UPDATED: This story has been updated, and the diagnosis remains in doubt. See OCHA: The Ugandan Outbreak By The Numbers
# 5123
After more than a month of speculation by local health officials and the media, we are seeing reports that officials have tentatively identified the outbreak of disease in the northern Ugandan district of Kitgum as pneumonic plague.
Previous blog entries on this outbreak include:
Updating Uganda’s Mystery Outbreak
Uganda: Unidentified Hemorrhagic Outbreak
A link to the Reuters report (h/t Shiloh on FluTrackers):
Pneumonic plague outbreak in Uganda: officials
Tue Dec 7, 2010 10:19am EST
KAMPALA (Reuters) - Pneumonic plague has broken out in northern Uganda, killing 38 people and putting dozens in hospital, a senior health official said Tuesday.
Treyfish, posting on this FluTrackers thread, has another report from the Newvision website.
Mysterious Acholi disease is plague
By Conan Businge
and Chris Ocowun
PLAGUE, a disease that affects rodents but can be spread to humans and other animals by infected fleas, has hit the northern Ugandan district of Kitgum, the health ministry has confirmed.
Although few people are aware of it, plague cases still occur and claim lives every year around the world. Even on rare occasions, in the United States.
In 1975, after completing my paramedic training in Florida, I was offered an ALS (Advance Life Support) ambulance job in Phoenix, Arizona.
On my first day there, I was given an orientation, which included information about threats I hadn't dealt with in my home state of Florida: Scorpion stings, Gila Monster bites, and bubonic plague.
This map, from the CDC, shows areas of the world where plague is endemic, mostly in rodents.
The last major urban outbreak of plague in the United States occurred in 1924-25 in Los Angeles. Since then, only scattered cases have been reported, with about 10-15 cases each year.

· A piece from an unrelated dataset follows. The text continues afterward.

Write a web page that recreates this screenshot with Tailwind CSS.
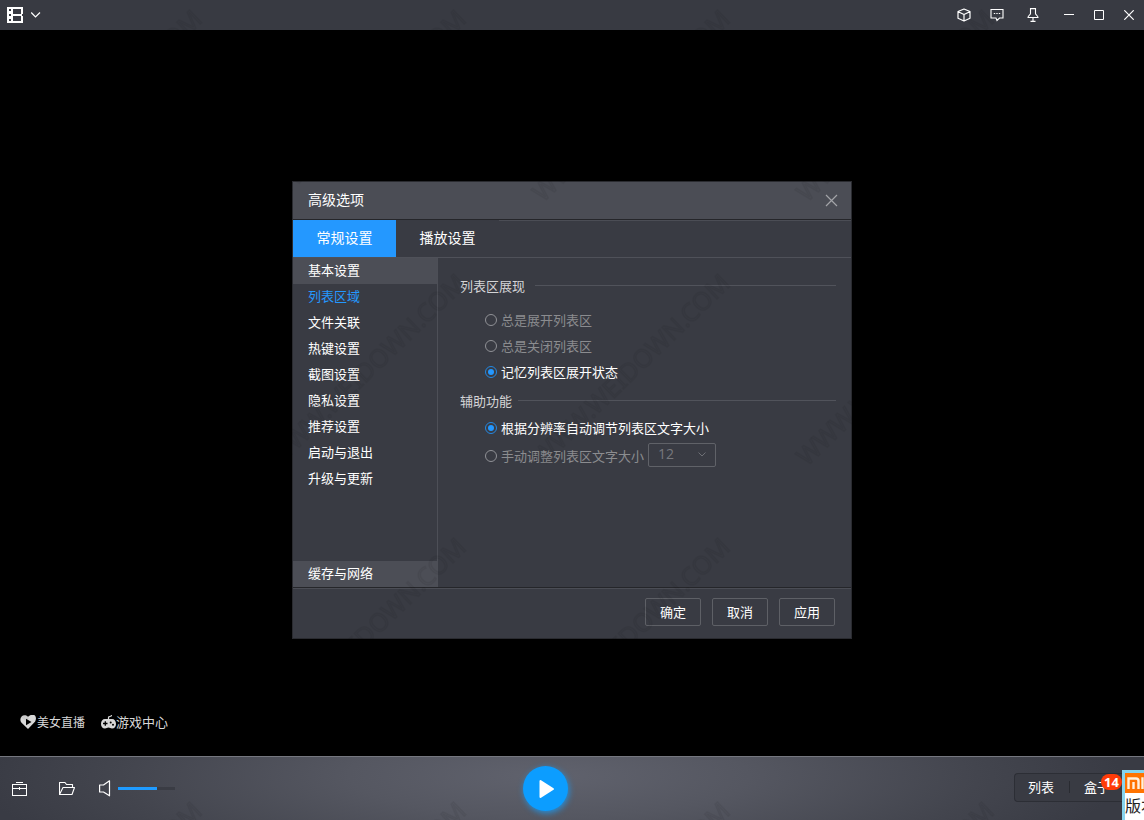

Worldwide, on average, anywhere between 1,000 and 3,000 cases are reported each year.
Bubonic Plague (Yersinia Pestis) is a bacterial infection transmitted by fleas, carried by infected rats. The infection generally sets up in the lymphatic system, resulting in the tell-tale buboes, or swollen lymph glands in the the groin, armpits, and neck.
In rare cases, however, Pneumonic Plague may develop. Here the infected person develops a severe pneumonia, with coughing and hemoptysis (coughing up of blood), and may spread the disease from human-to-human.
Luckily modern antibiotics are pretty good at treating bubonic plague. Without treatment, however, mortality rates run 40%-60%. Untreated, pneumonic plague is almost always fatal.
In 1994, the last big plague year, 5000 suspected cases of bubonic plague and pneumonic plague occurred in Surat, India, with 100 deaths.